Johannesburg - Labour unrest‚ credit rating downgrades‚ a widening current account‚ coupled with a lagged effect of higher food prices and higher wage settlements do not bode well for inflation going forward‚ Reserve Bank deputy governor Daniel Mminele warned at an event on Wednesday night.

These were the same sentiments expressed by Bank Governor Gill Marcus at a National Union of Metalworkers of SA conference earlier on Wednesday.

Inflation has been rising on elevated food and fuel costs‚ with more upward pressure expected when new weights on the consumer price index (CPI) basket become effective next year.

Mminele told delegates that the Bank's own estimates indicated some upward pressure on both headline and core prices to the magnitude of around 0.2% on headline CPI.

“However‚ I should caution that these estimates are subject to the final set of price-updated weights which will only be published in January 2013‚ and as such‚ are subject to change‚” he said.

Mminele noted that alongside a less favourable outlook for inflation‚ the domestic growth outlook had deteriorated on both US and eurozone developments‚ and labour market instability.

“Such actions … not only amplify wage pressures‚ but hurt output growth and export volumes‚ raise the prospects for even higher unemployment and aggravate the widening in the current account deficit‚” he said.

The strikes in the mining and transport sectors in the third quarter dented the pace of economic growth‚ which fell to a growth of 1.2% from 3.4% in the second quarter.
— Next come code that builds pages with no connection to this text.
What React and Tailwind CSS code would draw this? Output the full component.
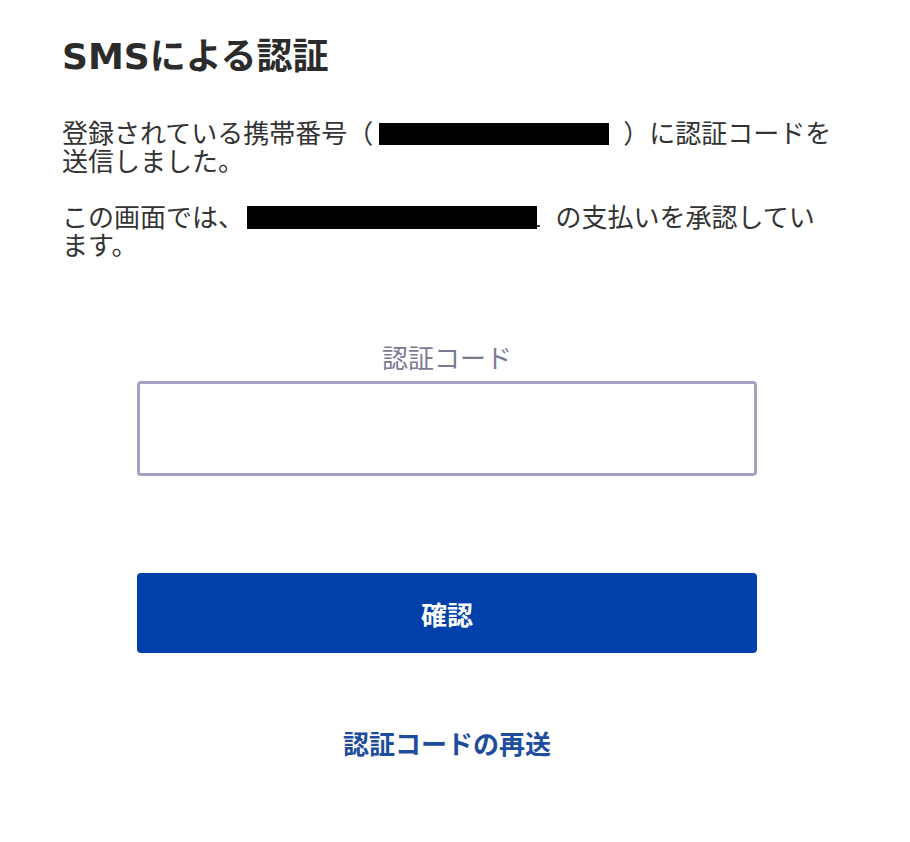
const BODY_FONT = "font-['Noto_Sans_CJK_JP','Noto_Sans',sans-serif]";
const TITLE_FONT = "font-['DejaVu_Sans','Noto_Sans_CJK_JP',sans-serif]";

const Redacted = ({ className }) => (
  <span className={`relative z-10 inline-block bg-black align-[-2px] ${className}`} />
);

export default function App() {
  return (
    <div className={`min-h-[842px] w-[910px] bg-white ${BODY_FONT} text-[#333333]`}>
      <div className="ml-[62px] w-[776px] pt-[34px]">
        <h1 className={`${TITLE_FONT} text-[36px] font-bold leading-[46px] text-[#2b2b2b]`}>SMSによる認証</h1>

        <p className="mt-[38px] text-[26px] leading-[28px]">
          登録されている携帯番号（
          <Redacted className="ml-[6px] mr-[14px] h-[22px] w-[230px]" />
          ）に認証コードを送信しました。
        </p>

        <p className="mt-[28px] text-[26px] leading-[28px]">
          この画面では、
          <Redacted className="ml-[3px] h-[23px] w-[290px]" />
          <span className="-ml-[10px] mr-[14px]">1</span>
          の支払いを承認しています。
        </p>

        <div className="ml-[75px] mt-[84px] flex w-[620px] flex-col items-center">
          <label className="text-[26px] leading-[30px] text-[#7c7a92]">認証コード</label>
          <input
            type="text"
            className="mt-[9px] h-[95px] w-full rounded-[4px] border-[3px] border-[#a3a2c2] bg-white px-4 text-[26px] outline-none"
          />
          <button className="mt-[97px] h-[80px] w-full rounded-[4px] bg-[#0040a8] text-[26px] font-bold text-white">
            確認
          </button>
          <a className="mt-[75px] text-[26px] font-bold leading-[30px] text-[#1f4d9e]">認証コードの再送</a>
        </div>
      </div>
    </div>
  );
}
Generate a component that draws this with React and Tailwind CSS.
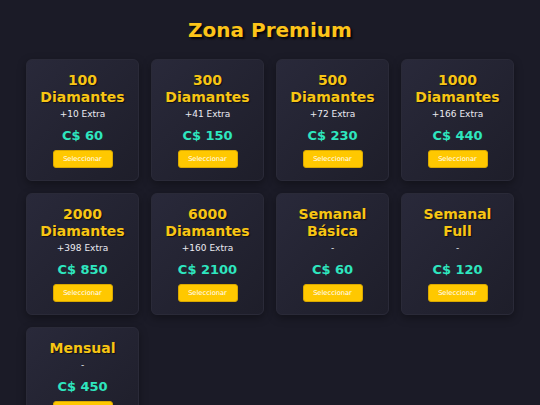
const packs = [
  { title: ['100', 'Diamantes'], extra: '+10 Extra', price: 'C$ 60' },
  { title: ['300', 'Diamantes'], extra: '+41 Extra', price: 'C$ 150' },
  { title: ['500', 'Diamantes'], extra: '+72 Extra', price: 'C$ 230' },
  { title: ['1000', 'Diamantes'], extra: '+166 Extra', price: 'C$ 440' },
  { title: ['2000', 'Diamantes'], extra: '+398 Extra', price: 'C$ 850' },
  { title: ['6000', 'Diamantes'], extra: '+160 Extra', price: 'C$ 2100' },
  { title: ['Semanal', 'Básica'], extra: '-', price: 'C$ 60' },
  { title: ['Semanal', 'Full'], extra: '-', price: 'C$ 120' },
  { title: ['Mensual'], extra: '-', price: 'C$ 450' },
];

export default function App() {
  return (
    <div className="min-h-screen bg-[#1b1b27] px-[26px] pt-[14px] pb-10 font-['DejaVu_Sans',sans-serif]">
      <h1 className="text-center text-[20px] font-bold text-[#fcc419] leading-[32px] [text-shadow:2px_2px_2px_rgba(0,0,0,0.8)]">
        Zona Premium
      </h1>

      <div className="grid grid-cols-4 gap-3 mt-[13px]">
        {packs.map((p, i) => (
          <div
            key={i}
            className="flex flex-col items-center text-center rounded-md bg-gradient-to-br from-[#29293a] to-[#1e1e2a] border border-[#2a2a38] shadow-[0_3px_8px_rgba(0,0,0,0.35)] pt-[12px] pb-[12px] px-2"
          >
            <h2 className="text-[14px] font-bold leading-[17px] text-[#f7c514] [text-shadow:1px_1px_1px_rgba(0,0,0,0.6)]">
              {p.title.map((t) => (
                <div key={t}>{t}</div>
              ))}
            </h2>
            <p className="mt-[2px] text-[9px] leading-[12px] text-[#ececf2]">{p.extra}</p>
            <p className="mt-[8px] text-[13px] font-bold leading-[16px] text-[#2ee6bf]">{p.price}</p>
            <button className="mt-[6px] h-[18px] w-[60px] rounded-[3px] bg-[#ffc800] border border-[#d9a800] text-white text-[6.7px] leading-none">
              Seleccionar
            </button>
          </div>
        ))}
      </div>
    </div>
  );
}
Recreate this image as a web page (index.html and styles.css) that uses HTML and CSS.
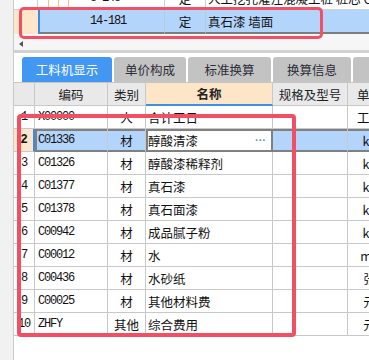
FILE: index.html
```html
<!DOCTYPE html>
<html lang="zh">
<head>
<meta charset="utf-8">
<link rel="stylesheet" href="styles.css">
</head>
<body>
<div class="app">
  <div class="strip"></div>
  <div class="main">
    <div class="tgrid">
      <div class="trow r0">
        <div class="c hd"></div>
        <div class="c tree mono">8-148</div>
        <div class="c ty">定</div>
        <div class="c nm">人工挖孔灌注混凝土桩 桩芯 C30</div>
      </div>
      <div class="trow r1">
        <div class="c hd"></div>
        <div class="c tree mono">14-181</div>
        <div class="c ty">定</div>
        <div class="c nm">真石漆 墙面</div>
      </div>
    </div>
    <div class="hscroll"><span class="arrow"></span></div>
    <div class="split"></div>
    <div class="tabs">
      <div class="tab on t1">工料机显示</div>
      <div class="tab t2">单价构成</div>
      <div class="tab t3">标准换算</div>
      <div class="tab t4">换算信息</div>
      <div class="tab t5"></div>
    </div>
    <div class="grid">
      <div class="row head">
        <div class="c"></div>
        <div class="c ctr">编码</div>
        <div class="c ctr">类别</div>
        <div class="c ctr name-h">名称</div>
        <div class="c ctr">规格及型号</div>
        <div class="c ctr">单位</div>
      </div>
      <div class="row">
        <div class="c num">1</div><div class="c code">X00000</div><div class="c ctr">人</div><div class="c nmc">合计工日</div><div class="c"></div><div class="c ctr">工日</div>
      </div>
      <div class="row sel">
        <div class="c num">2</div><div class="c code">C01336</div><div class="c ctr">材</div><div class="c nmc edit"><span>醇酸清漆</span><span class="dots">···</span></div><div class="c"></div><div class="c ctr">kg</div>
      </div>
      <div class="row">
        <div class="c num">3</div><div class="c code">C01326</div><div class="c ctr">材</div><div class="c nmc">醇酸漆稀释剂</div><div class="c"></div><div class="c ctr">kg</div>
      </div>
      <div class="row">
        <div class="c num">4</div><div class="c code">C01377</div><div class="c ctr">材</div><div class="c nmc">真石漆</div><div class="c"></div><div class="c ctr">kg</div>
      </div>
      <div class="row">
        <div class="c num">5</div><div class="c code">C01378</div><div class="c ctr">材</div><div class="c nmc">真石面漆</div><div class="c"></div><div class="c ctr">kg</div>
      </div>
      <div class="row">
        <div class="c num">6</div><div class="c code">C00942</div><div class="c ctr">材</div><div class="c nmc">成品腻子粉</div><div class="c"></div><div class="c ctr">kg</div>
      </div>
      <div class="row">
        <div class="c num">7</div><div class="c code">C00012</div><div class="c ctr">材</div><div class="c nmc">水</div><div class="c"></div><div class="c ctr">m3</div>
      </div>
      <div class="row">
        <div class="c num">8</div><div class="c code">C00436</div><div class="c ctr">材</div><div class="c nmc">水砂纸</div><div class="c"></div><div class="c ctr">张</div>
      </div>
      <div class="row">
        <div class="c num">9</div><div class="c code">C00025</div><div class="c ctr">材</div><div class="c nmc">其他材料费</div><div class="c"></div><div class="c ctr">元</div>
      </div>
      <div class="row">
        <div class="c num">10</div><div class="c code">ZHFY</div><div class="c ctr">其他</div><div class="c nmc">综合费用</div><div class="c"></div><div class="c ctr">元</div>
      </div>
    </div>
  </div>
</div>
<div class="mark m1"></div>
<div class="mark m2"></div>
</body>
</html>
```

FILE: styles.css
```css
* { box-sizing: border-box; }
body {
  margin: 0;
  width: 369px;
  height: 360px;
  overflow: hidden;
  background: #fff;
  font-family: "Noto Sans CJK SC", sans-serif;
  font-size: 12.5px;
  color: #111;
  position: relative;
}
.app { display: flex; height: 360px; }
.strip {
  width: 14px;
  flex: none;
  background: #f1f1f1;
  border-right: 1px solid #c9c9c9;
}
.main { flex: 1; min-width: 0; overflow: hidden; }

.mono {
  font-family: "Liberation Mono", monospace;
  font-size: 12px;
  letter-spacing: -1.2px;
}

/* top grid */
.tgrid { height: 34px; overflow: hidden; }
.trow { display: grid; height: 23px; }
.trow .c {
  display: flex;
  align-items: center;
  white-space: nowrap;
  overflow: hidden;
  border-right: 1px solid #d0d0d0;
  border-bottom: 1px solid #d0d0d0;
}
.r0 { margin-top: -13px; grid-template-columns: 24px 127px 41px 400px; }
.r1 { height: 24px; grid-template-columns: 26px 125px 41px 400px; }
.r1 .c { background: #b4d5fb; border-bottom: 2px solid #7d7d7d; border-right-color: #bcc8d6; }
.r1 .hd { background: #fde6c9; border-right: 2px solid #3a8ae6; border-bottom: none; }
.tree {
  --o: #f6c47e;
  background-image:
    linear-gradient(var(--o), var(--o)),
    linear-gradient(var(--o), var(--o)),
    linear-gradient(var(--o), var(--o)),
    linear-gradient(var(--o), var(--o));
  background-repeat: no-repeat;
  background-size: 1px 100%, 1px 100%, 1px 100%, 17px 1px;
  background-position: 10px 0, 20px 0, 30px 0, 30px 50%;
  padding-left: 52px;
}
.r1 .tree {
  background-position: 8px 0, 18px 0, 28px 0, 28px 50%;
  padding-left: 50px;
}
.ty { justify-content: center; }
.nm { padding-left: 2px; }

.hscroll { height: 16px; background: #f6f6f6; position: relative; padding: 7px 0 0 5px; }
.arrow {
  display: block;
  width: 0;
  height: 0;
  border-right: 4px solid #555;
  border-top: 3px solid transparent;
  border-bottom: 3px solid transparent;
}
.split { height: 3px; background: #d2d2d2; }

/* tabs */
.tabs {
  display: flex;
  gap: 2px;
  height: 29px;
  padding: 4px 0 0 8px;
  background: #fff;
}
.tab {
  height: 25px;
  flex: none;
  border-radius: 3px 3px 0 0;
  background: #c3c3c3;
  color: #2c2c38;
  display: flex;
  align-items: center;
  justify-content: center;
  font-size: 12.5px;
}
.tab.on { background: #4197f2; color: #fff; }
.t1 { width: 90px; }
.t2 { width: 72px; }
.t3 { width: 83px; }
.t4 { width: 78px; }
.t5 { width: 40px; }

/* main grid */
.grid { width: 400px; border-top: 1px solid #c6c6c6; }
.row {
  display: grid;
  grid-template-columns: 21px 73px 38px 127px 75px 44px 22px;
  height: 23px;
}
.row .c {
  display: flex;
  align-items: center;
  white-space: nowrap;
  overflow: hidden;
  border-right: 1px solid #c8c8c8;
  border-bottom: 1px solid #c8c8c8;
  background: #fff;
}
.head .c { background: #e9e9e9; color: #222; }
.head .name-h {
  background: #fde5c8;
  font-weight: bold;
  border-bottom: 2px solid #3d8ee6;
}
.ctr { justify-content: center; }
.num {
  justify-content: center;
  font-family: "Liberation Mono", monospace;
  font-size: 12px;
  letter-spacing: -1.2px;
}
.code {
  padding-left: 3px;
  font-family: "Liberation Mono", monospace;
  font-size: 12px;
  letter-spacing: -1.2px;
}
.nmc { padding-left: 2px; }

.sel .c {
  background: #b4d5fb;
  border-bottom-color: #808080;
  box-shadow: inset 0 2px 0 #808080, inset 0 -1px 0 #808080;
}
.sel .num {
  background: #fde6c9;
  font-weight: bold;
  border-right: 2px solid #3a8ae6;
  border-bottom-color: #c8c8c8;
  box-shadow: none;
}
.sel .code {
  box-shadow: inset 2px 2px 0 #808080, inset 0 -1px 0 #808080;
}
.sel .edit {
  background: #fff;
  border-right-color: #808080;
  justify-content: space-between;
  padding-right: 6px;
  box-shadow: inset 2px 2px 0 #808080, inset 0 -1px 0 #808080, inset -1px 0 0 #808080;
}
.dots { color: #4f93d8; font-size: 11px; letter-spacing: 0; font-weight: bold; font-family: "Liberation Sans", sans-serif; }

/* red annotation overlays */
.mark {
  position: absolute;
  border: 3.5px solid #f24f64;
  border-radius: 5px;
  pointer-events: none;
}
.m1 { left: 19px; top: 7px; width: 304px; height: 32px; }
.m2 { left: 17px; top: 114px; width: 279px; height: 223px; border-width: 4px; border-radius: 4px; }
```
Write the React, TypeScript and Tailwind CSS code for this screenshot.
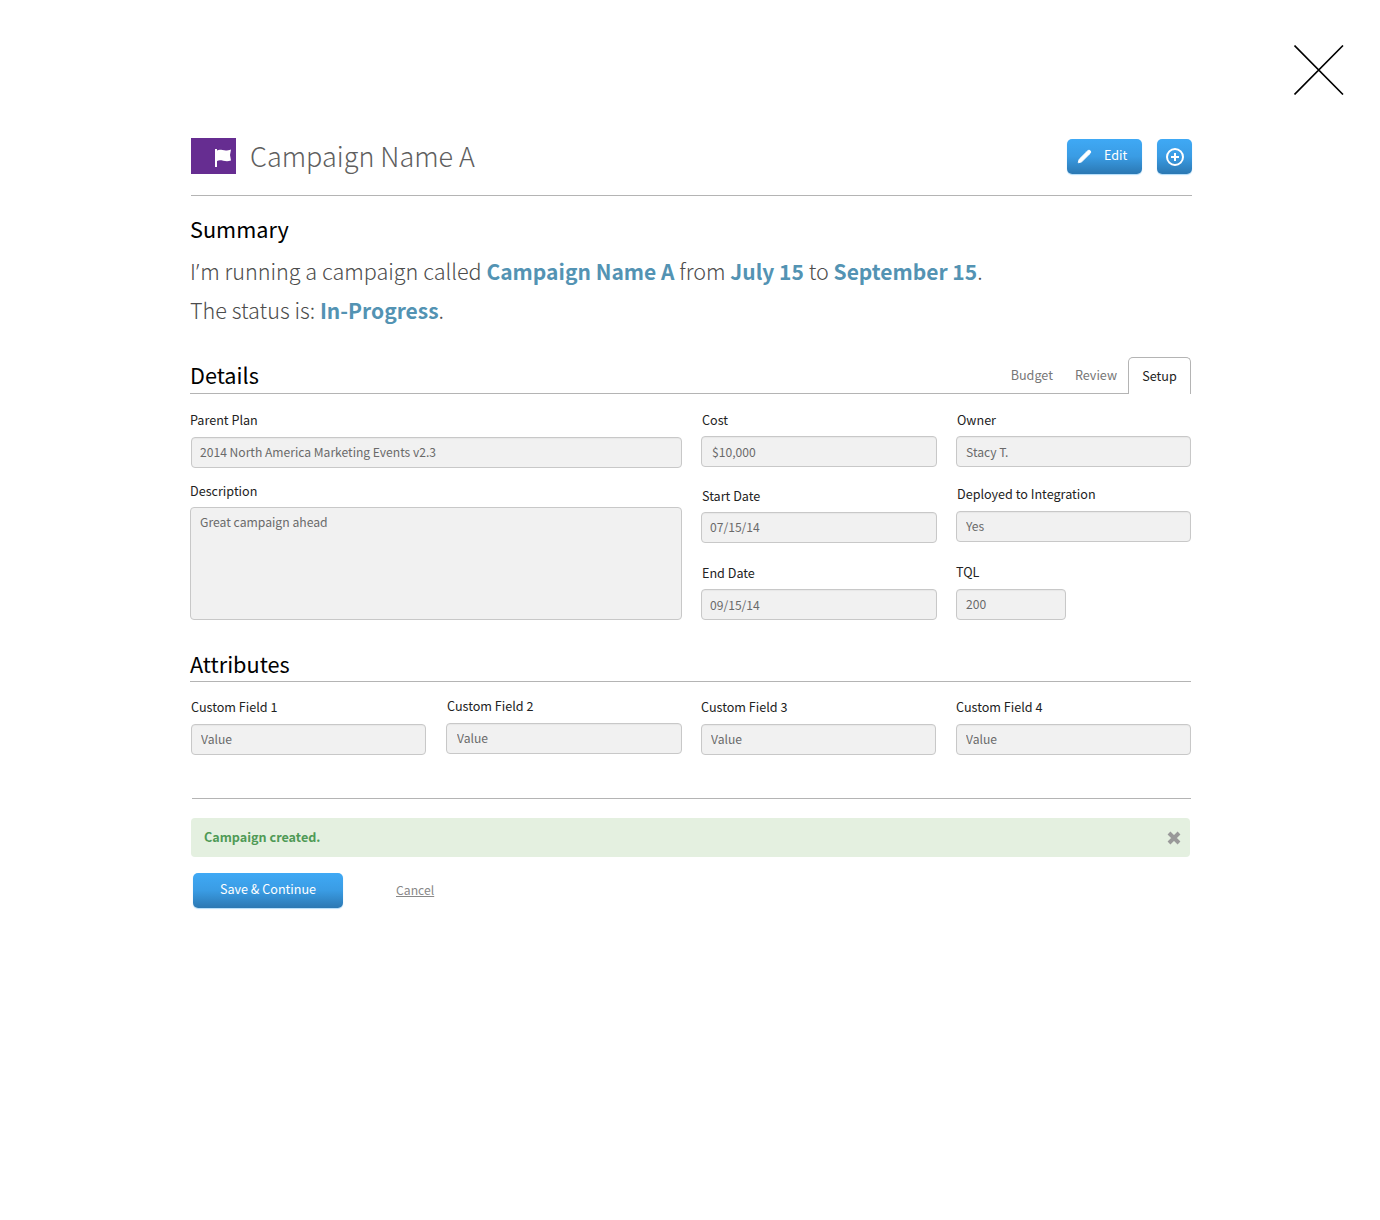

The strikes are also expected to have negatively impacted on growth in the fourth quarter.

“The negative impacts of the strike action on growth have not fully fed through and we are likely to see further weakness in the quarter ahead‚” Mminele said.

The Reserve Bank lowered its growth forecast to 2.5% for this year‚ improving to 3.6% next year‚ cautioning that risks were tilted to the downside.

Mminele noted that the combination of low global growth‚ domestic challenges‚ rising wage settlements‚ a weaker rand and higher current account deficit made “for a very difficult combination of factors” when monetary policy decisions were being made.